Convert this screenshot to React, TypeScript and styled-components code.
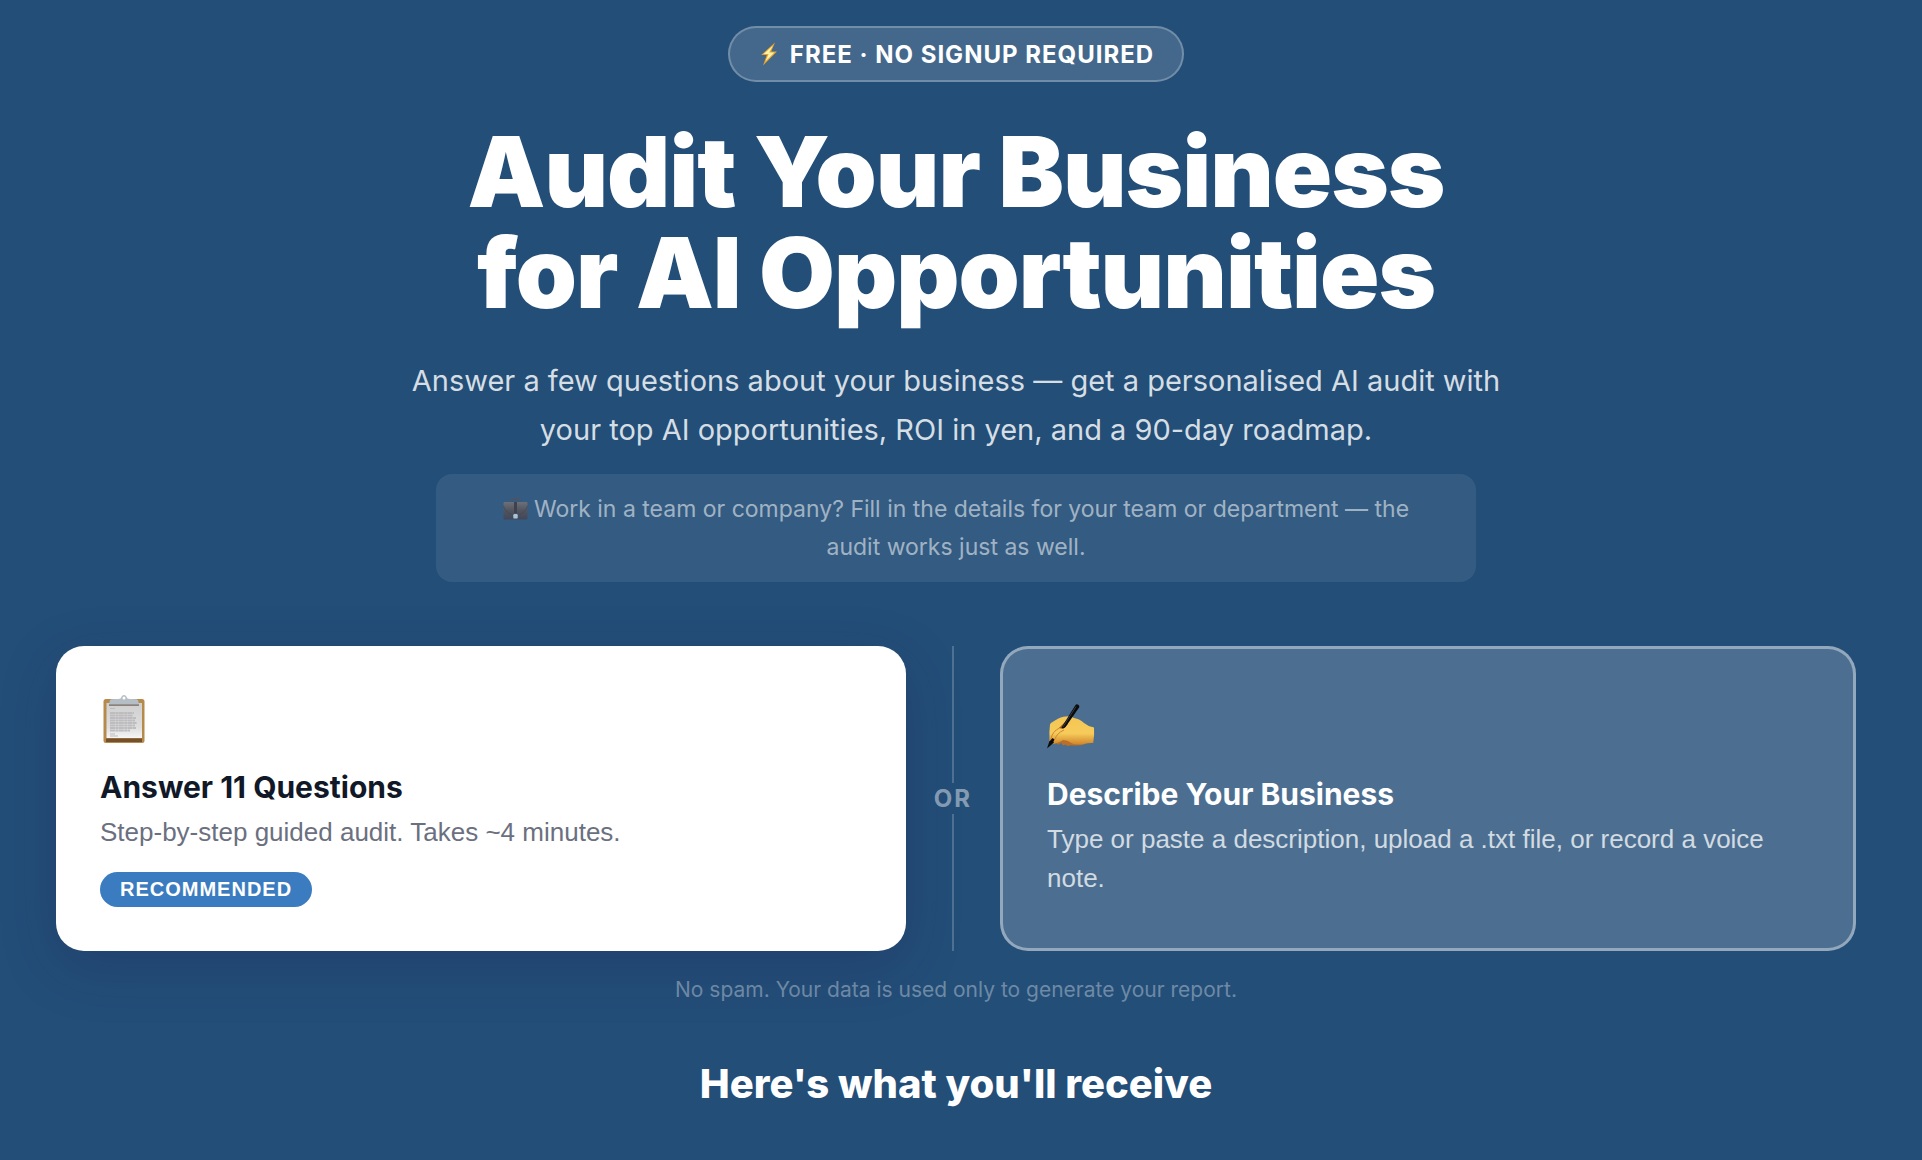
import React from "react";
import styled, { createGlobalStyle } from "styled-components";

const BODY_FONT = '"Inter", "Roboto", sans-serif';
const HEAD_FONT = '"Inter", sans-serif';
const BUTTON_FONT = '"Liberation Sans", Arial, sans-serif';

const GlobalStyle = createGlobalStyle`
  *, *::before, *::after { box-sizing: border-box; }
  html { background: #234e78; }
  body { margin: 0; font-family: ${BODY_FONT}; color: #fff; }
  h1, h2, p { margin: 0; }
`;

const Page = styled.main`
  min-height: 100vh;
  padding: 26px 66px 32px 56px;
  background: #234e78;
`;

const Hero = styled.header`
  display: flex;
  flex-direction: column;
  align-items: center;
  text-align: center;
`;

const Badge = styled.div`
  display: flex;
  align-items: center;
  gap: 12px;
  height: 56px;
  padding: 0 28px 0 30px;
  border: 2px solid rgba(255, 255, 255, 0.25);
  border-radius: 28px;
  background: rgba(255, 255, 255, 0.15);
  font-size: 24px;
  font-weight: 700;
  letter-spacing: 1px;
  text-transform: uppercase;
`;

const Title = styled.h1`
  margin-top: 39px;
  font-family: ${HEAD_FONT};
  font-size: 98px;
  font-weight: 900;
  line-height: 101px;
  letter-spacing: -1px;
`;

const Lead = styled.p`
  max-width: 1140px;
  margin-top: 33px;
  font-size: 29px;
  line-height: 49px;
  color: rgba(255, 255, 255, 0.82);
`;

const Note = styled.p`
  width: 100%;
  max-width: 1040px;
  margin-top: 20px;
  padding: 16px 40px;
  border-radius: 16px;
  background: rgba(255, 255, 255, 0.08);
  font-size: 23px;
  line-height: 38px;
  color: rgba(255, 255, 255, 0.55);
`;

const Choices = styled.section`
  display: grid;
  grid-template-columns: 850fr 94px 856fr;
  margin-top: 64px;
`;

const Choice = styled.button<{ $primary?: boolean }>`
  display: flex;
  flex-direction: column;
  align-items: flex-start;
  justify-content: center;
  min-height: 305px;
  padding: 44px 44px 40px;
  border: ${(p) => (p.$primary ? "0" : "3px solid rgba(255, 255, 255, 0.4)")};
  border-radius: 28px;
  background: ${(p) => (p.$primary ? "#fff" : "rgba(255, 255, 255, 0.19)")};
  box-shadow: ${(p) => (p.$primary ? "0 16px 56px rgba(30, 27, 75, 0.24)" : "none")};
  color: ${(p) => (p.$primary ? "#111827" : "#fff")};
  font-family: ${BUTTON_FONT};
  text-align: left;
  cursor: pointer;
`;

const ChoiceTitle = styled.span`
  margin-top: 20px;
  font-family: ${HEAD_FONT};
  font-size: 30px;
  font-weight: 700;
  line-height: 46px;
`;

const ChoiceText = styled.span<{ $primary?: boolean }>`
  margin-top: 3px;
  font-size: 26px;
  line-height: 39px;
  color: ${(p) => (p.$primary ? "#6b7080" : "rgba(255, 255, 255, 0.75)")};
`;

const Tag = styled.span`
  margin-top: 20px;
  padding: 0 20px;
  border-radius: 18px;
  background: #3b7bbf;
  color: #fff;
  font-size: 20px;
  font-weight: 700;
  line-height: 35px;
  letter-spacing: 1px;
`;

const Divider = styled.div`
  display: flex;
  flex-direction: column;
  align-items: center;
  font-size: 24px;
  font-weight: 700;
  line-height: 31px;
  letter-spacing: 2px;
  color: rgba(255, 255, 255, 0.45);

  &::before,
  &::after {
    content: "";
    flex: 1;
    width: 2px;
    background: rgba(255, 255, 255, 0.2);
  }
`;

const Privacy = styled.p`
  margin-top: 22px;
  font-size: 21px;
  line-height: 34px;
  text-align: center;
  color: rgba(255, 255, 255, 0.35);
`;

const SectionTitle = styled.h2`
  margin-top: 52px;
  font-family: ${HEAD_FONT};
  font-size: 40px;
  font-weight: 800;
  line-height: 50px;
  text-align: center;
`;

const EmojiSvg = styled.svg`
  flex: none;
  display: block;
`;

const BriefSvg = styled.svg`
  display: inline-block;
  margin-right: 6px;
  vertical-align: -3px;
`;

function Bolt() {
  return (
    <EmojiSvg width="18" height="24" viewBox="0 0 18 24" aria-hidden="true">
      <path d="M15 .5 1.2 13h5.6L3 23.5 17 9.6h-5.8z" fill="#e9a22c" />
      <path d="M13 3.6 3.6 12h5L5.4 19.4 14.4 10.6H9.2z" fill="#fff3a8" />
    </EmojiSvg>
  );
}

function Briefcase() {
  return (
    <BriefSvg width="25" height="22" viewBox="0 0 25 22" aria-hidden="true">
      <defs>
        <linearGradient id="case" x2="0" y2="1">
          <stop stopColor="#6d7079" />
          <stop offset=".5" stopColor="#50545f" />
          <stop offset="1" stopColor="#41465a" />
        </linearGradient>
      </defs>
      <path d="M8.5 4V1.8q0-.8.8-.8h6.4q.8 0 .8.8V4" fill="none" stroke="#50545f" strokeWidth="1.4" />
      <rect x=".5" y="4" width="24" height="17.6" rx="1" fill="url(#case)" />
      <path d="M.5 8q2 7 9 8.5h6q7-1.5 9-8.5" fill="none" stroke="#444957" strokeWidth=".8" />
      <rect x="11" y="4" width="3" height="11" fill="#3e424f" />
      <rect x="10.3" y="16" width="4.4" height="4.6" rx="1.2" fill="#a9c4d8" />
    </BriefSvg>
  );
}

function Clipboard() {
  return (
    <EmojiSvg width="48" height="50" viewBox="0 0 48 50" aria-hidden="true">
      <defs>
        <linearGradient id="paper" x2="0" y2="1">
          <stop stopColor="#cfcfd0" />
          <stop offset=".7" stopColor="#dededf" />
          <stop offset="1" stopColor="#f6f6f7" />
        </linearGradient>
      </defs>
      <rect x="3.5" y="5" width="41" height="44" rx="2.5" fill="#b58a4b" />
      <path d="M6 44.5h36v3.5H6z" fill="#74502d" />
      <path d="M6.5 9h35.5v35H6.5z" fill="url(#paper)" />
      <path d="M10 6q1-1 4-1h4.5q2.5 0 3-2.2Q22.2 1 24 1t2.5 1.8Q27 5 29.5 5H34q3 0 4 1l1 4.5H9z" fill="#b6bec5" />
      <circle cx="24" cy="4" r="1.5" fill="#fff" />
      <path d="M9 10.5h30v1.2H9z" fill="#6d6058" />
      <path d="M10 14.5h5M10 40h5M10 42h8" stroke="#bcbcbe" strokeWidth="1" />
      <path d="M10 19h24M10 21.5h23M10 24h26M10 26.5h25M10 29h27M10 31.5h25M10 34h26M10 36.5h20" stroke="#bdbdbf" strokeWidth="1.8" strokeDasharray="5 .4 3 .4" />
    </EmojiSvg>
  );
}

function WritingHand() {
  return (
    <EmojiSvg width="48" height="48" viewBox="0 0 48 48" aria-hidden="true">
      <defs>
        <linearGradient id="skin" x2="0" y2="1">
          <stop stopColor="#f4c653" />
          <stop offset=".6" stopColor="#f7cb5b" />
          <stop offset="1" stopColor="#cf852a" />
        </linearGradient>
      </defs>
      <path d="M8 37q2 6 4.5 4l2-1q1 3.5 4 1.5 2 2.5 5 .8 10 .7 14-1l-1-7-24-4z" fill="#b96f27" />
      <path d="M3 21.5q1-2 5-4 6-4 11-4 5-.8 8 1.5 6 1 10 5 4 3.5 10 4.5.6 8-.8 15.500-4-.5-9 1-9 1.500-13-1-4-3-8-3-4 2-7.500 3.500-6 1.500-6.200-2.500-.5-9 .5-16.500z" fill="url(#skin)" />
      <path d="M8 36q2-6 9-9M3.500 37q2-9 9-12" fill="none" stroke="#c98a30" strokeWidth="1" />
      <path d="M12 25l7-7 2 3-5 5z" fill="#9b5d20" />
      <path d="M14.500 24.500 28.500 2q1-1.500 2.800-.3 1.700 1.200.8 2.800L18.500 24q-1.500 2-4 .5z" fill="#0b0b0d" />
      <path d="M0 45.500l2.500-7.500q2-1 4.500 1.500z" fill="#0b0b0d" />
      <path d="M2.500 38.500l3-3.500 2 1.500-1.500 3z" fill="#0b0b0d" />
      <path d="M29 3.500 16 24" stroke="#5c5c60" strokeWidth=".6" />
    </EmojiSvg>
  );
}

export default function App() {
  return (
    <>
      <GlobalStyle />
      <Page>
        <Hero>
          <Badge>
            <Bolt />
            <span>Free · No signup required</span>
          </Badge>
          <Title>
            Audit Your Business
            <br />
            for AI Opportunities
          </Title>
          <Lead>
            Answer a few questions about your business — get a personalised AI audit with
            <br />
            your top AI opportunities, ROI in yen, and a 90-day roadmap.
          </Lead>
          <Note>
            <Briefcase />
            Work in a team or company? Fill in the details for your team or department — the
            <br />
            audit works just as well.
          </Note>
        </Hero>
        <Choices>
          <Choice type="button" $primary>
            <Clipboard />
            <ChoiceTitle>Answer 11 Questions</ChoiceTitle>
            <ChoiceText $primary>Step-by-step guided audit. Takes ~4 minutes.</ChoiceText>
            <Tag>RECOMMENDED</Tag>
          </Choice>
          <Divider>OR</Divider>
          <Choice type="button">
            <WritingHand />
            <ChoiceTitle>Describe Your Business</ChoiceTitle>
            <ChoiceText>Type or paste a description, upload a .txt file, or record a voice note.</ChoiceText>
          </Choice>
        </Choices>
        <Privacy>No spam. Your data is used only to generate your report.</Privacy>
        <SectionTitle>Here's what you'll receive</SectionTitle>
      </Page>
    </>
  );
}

+-------+

Exercise task: Look through the material above. Copy each line where the word "components" appears.

Written reply:
Convert this screenshot to React, TypeScript and styled-components code.
import styled, { createGlobalStyle } from "styled-components";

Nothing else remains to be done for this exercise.